------ Data block ------

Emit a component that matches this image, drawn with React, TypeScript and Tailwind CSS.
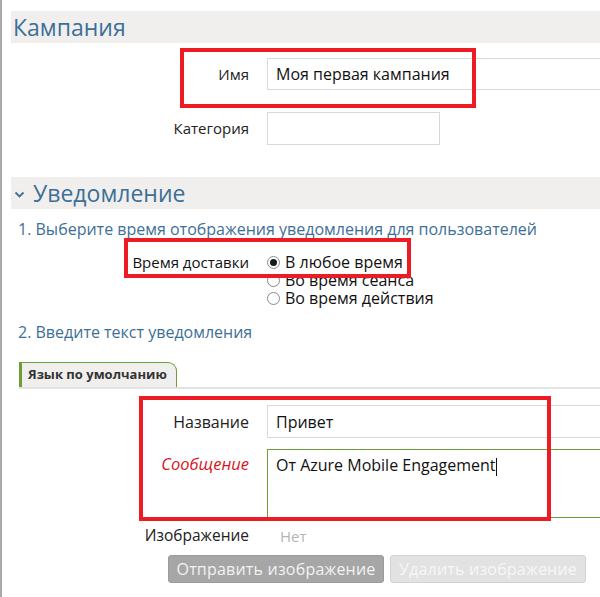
import React from 'react';

const font = { fontFamily: '"Open Sans", "Noto Sans", sans-serif' };

const Radio: React.FC<{ checked?: boolean; label: string }> = ({ checked, label }) => (
  <div className="flex items-center h-[18px]">
    <span className="w-[13px] h-[13px] rounded-full border border-[#8a8a8a] bg-white flex items-center justify-center mr-[5px] shrink-0">
      {checked && <span className="w-[7px] h-[7px] rounded-full bg-[#1a1a1a]" />}
    </span>
    <span className="text-[16px] text-[#111] leading-[18px] whitespace-nowrap">{label}</span>
  </div>
);

export default function App() {
  return (
    <div className="relative w-[600px] h-[597px] overflow-hidden bg-white" style={font}>
      <div className="h-full border-l-2 border-[#a9a9a9] pl-[9px] pt-[11px]">
        {/* Кампания */}
        <div className="h-[32px] bg-[#f0efee] flex items-center pl-[2px]">
          <span className="text-[23px] text-[#3d6f97] leading-none">Кампания</span>
        </div>

        <div className="grid grid-cols-[238px_1fr] gap-x-[18px] mt-[15px] items-center">
          <div className="text-right text-[15px] text-[#222]">Имя</div>
          <div className="h-[32px] w-[340px] border border-[#d9d9d9] flex items-center pl-[8px] text-[16px] text-[#111]">
            Моя первая кампания
          </div>
          <div className="text-right text-[15px] text-[#222] mt-[22px]">Категория</div>
          <div className="h-[33px] w-[173px] border border-[#d9d9d9] mt-[22px]" />
        </div>

        {/* Уведомление */}
        <div className="h-[32px] bg-[#f0efee] flex items-center pl-[3px] mt-[32px]">
          <svg width="11" height="8" viewBox="0 0 11 8" className="mr-[8px] mt-[3px]">
            <path d="M1.5 1.5 L5.5 5.5 L9.5 1.5" fill="none" stroke="#3d6f97" strokeWidth="1.8" />
          </svg>
          <span className="text-[23px] text-[#3d6f97] leading-none">Уведомление</span>
        </div>

        <div className="mt-[10px] pl-[7px] text-[16px] text-[#3d6f97] leading-[20px] whitespace-nowrap">
          1. Выберите время отображения уведомления для пользователей
        </div>

        <div className="grid grid-cols-[238px_1fr] gap-x-[18px] mt-[14px]">
          <div className="text-right text-[15px] text-[#111] leading-[18px] whitespace-nowrap">Время доставки</div>
          <div className="flex flex-col">
            <Radio checked label="В любое время" />
            <Radio label="Во время сеанса" />
            <Radio label="Во время действия" />
          </div>
        </div>

        <div className="mt-[15px] pl-[7px] text-[16px] text-[#3d6f97] leading-[20px]">
          2. Введите текст уведомления
        </div>

        {/* Tab */}
        <div className="mt-[20px] ml-[8px] border-b-2 border-[#e3e3e3] flex">
          <div className="h-[25px] w-[158px] bg-[#f0efee] border-l-[3px] border-t border-r border-[#6b9f36] rounded-tr-[9px] flex items-center pl-[6px] text-[13px] font-bold text-[#333] whitespace-nowrap">
            Язык по умолчанию
          </div>
        </div>

        <div className="grid grid-cols-[238px_1fr] gap-x-[18px] mt-[16px]">
          <div className="text-right text-[16px] text-[#222] flex items-center justify-end h-[33px]">Название</div>
          <div className="h-[33px] w-[340px] border border-[#d9d9d9] flex items-center pl-[8px] text-[16px] text-[#111]">
            Привет
          </div>
          <div className="text-right text-[16.5px] italic text-[#d9141c] mt-[11px] pt-[3px]">Сообщение</div>
          <div className="h-[69px] w-[340px] border border-[#6b9f36] mt-[11px] pl-[8px] pt-[3px] text-[16px] text-[#111] whitespace-nowrap">
            От Azure Mobile Engagement<span className="inline-block w-px h-[18px] bg-[#111] align-middle" />
          </div>
          <div className="text-right text-[15.5px] text-[#222] mt-[6px]">Изображение</div>
          <div className="mt-[7px] pl-[13px] text-[15px] text-[#b5b5b5]">Нет</div>
        </div>

        <div className="flex mt-[7px] pl-[157px] gap-[6px]">
          <div className="h-[28px] w-[216px] rounded-[3px] bg-[#a6a6a6] border border-[#9b9b9b] flex items-center justify-center text-[16px] tracking-[0.2px] text-[#f2f2f2] whitespace-nowrap">
            Отправить изображение
          </div>
          <div className="h-[28px] w-[196px] rounded-[3px] bg-[#e2e2e2] border border-[#d2d2d2] flex items-center justify-center text-[16px] tracking-[0.2px] text-[#f7f7f7] whitespace-nowrap">
            Удалить изображение
          </div>
        </div>
      </div>

      {/* red annotation boxes */}
      <div className="absolute left-[180px] top-[48px] w-[296px] h-[60px] border-4 border-[#ed1c24]" />
      <div className="absolute left-[124px] top-[238px] w-[287px] h-[40px] border-4 border-[#ed1c24]" />
      <div className="absolute left-[139px] top-[396px] w-[412px] h-[125px] border-4 border-[#ed1c24]" />
    </div>
  );
}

------

> [Aim]: Return to the listing above and set it down exactly, leaving out its pictures.

> [Worked solution]:
Emit a component that matches this image, drawn with React, TypeScript and Tailwind CSS.
import React from 'react';

const font = { fontFamily: '"Open Sans", "Noto Sans", sans-serif' };

const Radio: React.FC<{ checked?: boolean; label: string }> = ({ checked, label }) => (
  <div className="flex items-center h-[18px]">
    <span className="w-[13px] h-[13px] rounded-full border border-[#8a8a8a] bg-white flex items-center justify-center mr-[5px] shrink-0">
      {checked && <span className="w-[7px] h-[7px] rounded-full bg-[#1a1a1a]" />}
    </span>
    <span className="text-[16px] text-[#111] leading-[18px] whitespace-nowrap">{label}</span>
  </div>
);

export default function App() {
  return (
    <div className="relative w-[600px] h-[597px] overflow-hidden bg-white" style={font}>
      <div className="h-full border-l-2 border-[#a9a9a9] pl-[9px] pt-[11px]">
        {/* Кампания */}
        <div className="h-[32px] bg-[#f0efee] flex items-center pl-[2px]">
          <span className="text-[23px] text-[#3d6f97] leading-none">Кампания</span>
        </div>

        <div className="grid grid-cols-[238px_1fr] gap-x-[18px] mt-[15px] items-center">
          <div className="text-right text-[15px] text-[#222]">Имя</div>
          <div className="h-[32px] w-[340px] border border-[#d9d9d9] flex items-center pl-[8px] text-[16px] text-[#111]">
            Моя первая кампания
          </div>
          <div className="text-right text-[15px] text-[#222] mt-[22px]">Категория</div>
          <div className="h-[33px] w-[173px] border border-[#d9d9d9] mt-[22px]" />
        </div>

        {/* Уведомление */}
        <div className="h-[32px] bg-[#f0efee] flex items-center pl-[3px] mt-[32px]">
          <svg width="11" height="8" viewBox="0 0 11 8" className="mr-[8px] mt-[3px]">
            <path d="M1.5 1.5 L5.5 5.5 L9.5 1.5" fill="none" stroke="#3d6f97" strokeWidth="1.8" />
          </svg>
          <span className="text-[23px] text-[#3d6f97] leading-none">Уведомление</span>
        </div>

        <div className="mt-[10px] pl-[7px] text-[16px] text-[#3d6f97] leading-[20px] whitespace-nowrap">
          1. Выберите время отображения уведомления для пользователей
        </div>

        <div className="grid grid-cols-[238px_1fr] gap-x-[18px] mt-[14px]">
          <div className="text-right text-[15px] text-[#111] leading-[18px] whitespace-nowrap">Время доставки</div>
          <div className="flex flex-col">
            <Radio checked label="В любое время" />
            <Radio label="Во время сеанса" />
            <Radio label="Во время действия" />
          </div>
        </div>

        <div className="mt-[15px] pl-[7px] text-[16px] text-[#3d6f97] leading-[20px]">
          2. Введите текст уведомления
        </div>

        {/* Tab */}
        <div className="mt-[20px] ml-[8px] border-b-2 border-[#e3e3e3] flex">
          <div className="h-[25px] w-[158px] bg-[#f0efee] border-l-[3px] border-t border-r border-[#6b9f36] rounded-tr-[9px] flex items-center pl-[6px] text-[13px] font-bold text-[#333] whitespace-nowrap">
            Язык по умолчанию
          </div>
        </div>

        <div className="grid grid-cols-[238px_1fr] gap-x-[18px] mt-[16px]">
          <div className="text-right text-[16px] text-[#222] flex items-center justify-end h-[33px]">Название</div>
          <div className="h-[33px] w-[340px] border border-[#d9d9d9] flex items-center pl-[8px] text-[16px] text-[#111]">
            Привет
          </div>
          <div className="text-right text-[16.5px] italic text-[#d9141c] mt-[11px] pt-[3px]">Сообщение</div>
          <div className="h-[69px] w-[340px] border border-[#6b9f36] mt-[11px] pl-[8px] pt-[3px] text-[16px] text-[#111] whitespace-nowrap">
            От Azure Mobile Engagement<span className="inline-block w-px h-[18px] bg-[#111] align-middle" />
          </div>
          <div className="text-right text-[15.5px] text-[#222] mt-[6px]">Изображение</div>
          <div className="mt-[7px] pl-[13px] text-[15px] text-[#b5b5b5]">Нет</div>
        </div>

        <div className="flex mt-[7px] pl-[157px] gap-[6px]">
          <div className="h-[28px] w-[216px] rounded-[3px] bg-[#a6a6a6] border border-[#9b9b9b] flex items-center justify-center text-[16px] tracking-[0.2px] text-[#f2f2f2] whitespace-nowrap">
            Отправить изображение
          </div>
          <div className="h-[28px] w-[196px] rounded-[3px] bg-[#e2e2e2] border border-[#d2d2d2] flex items-center justify-center text-[16px] tracking-[0.2px] text-[#f7f7f7] whitespace-nowrap">
            Удалить изображение
          </div>
        </div>
      </div>

      {/* red annotation boxes */}
      <div className="absolute left-[180px] top-[48px] w-[296px] h-[60px] border-4 border-[#ed1c24]" />
      <div className="absolute left-[124px] top-[238px] w-[287px] h-[40px] border-4 border-[#ed1c24]" />
      <div className="absolute left-[139px] top-[396px] w-[412px] h-[125px] border-4 border-[#ed1c24]" />
    </div>
  );
}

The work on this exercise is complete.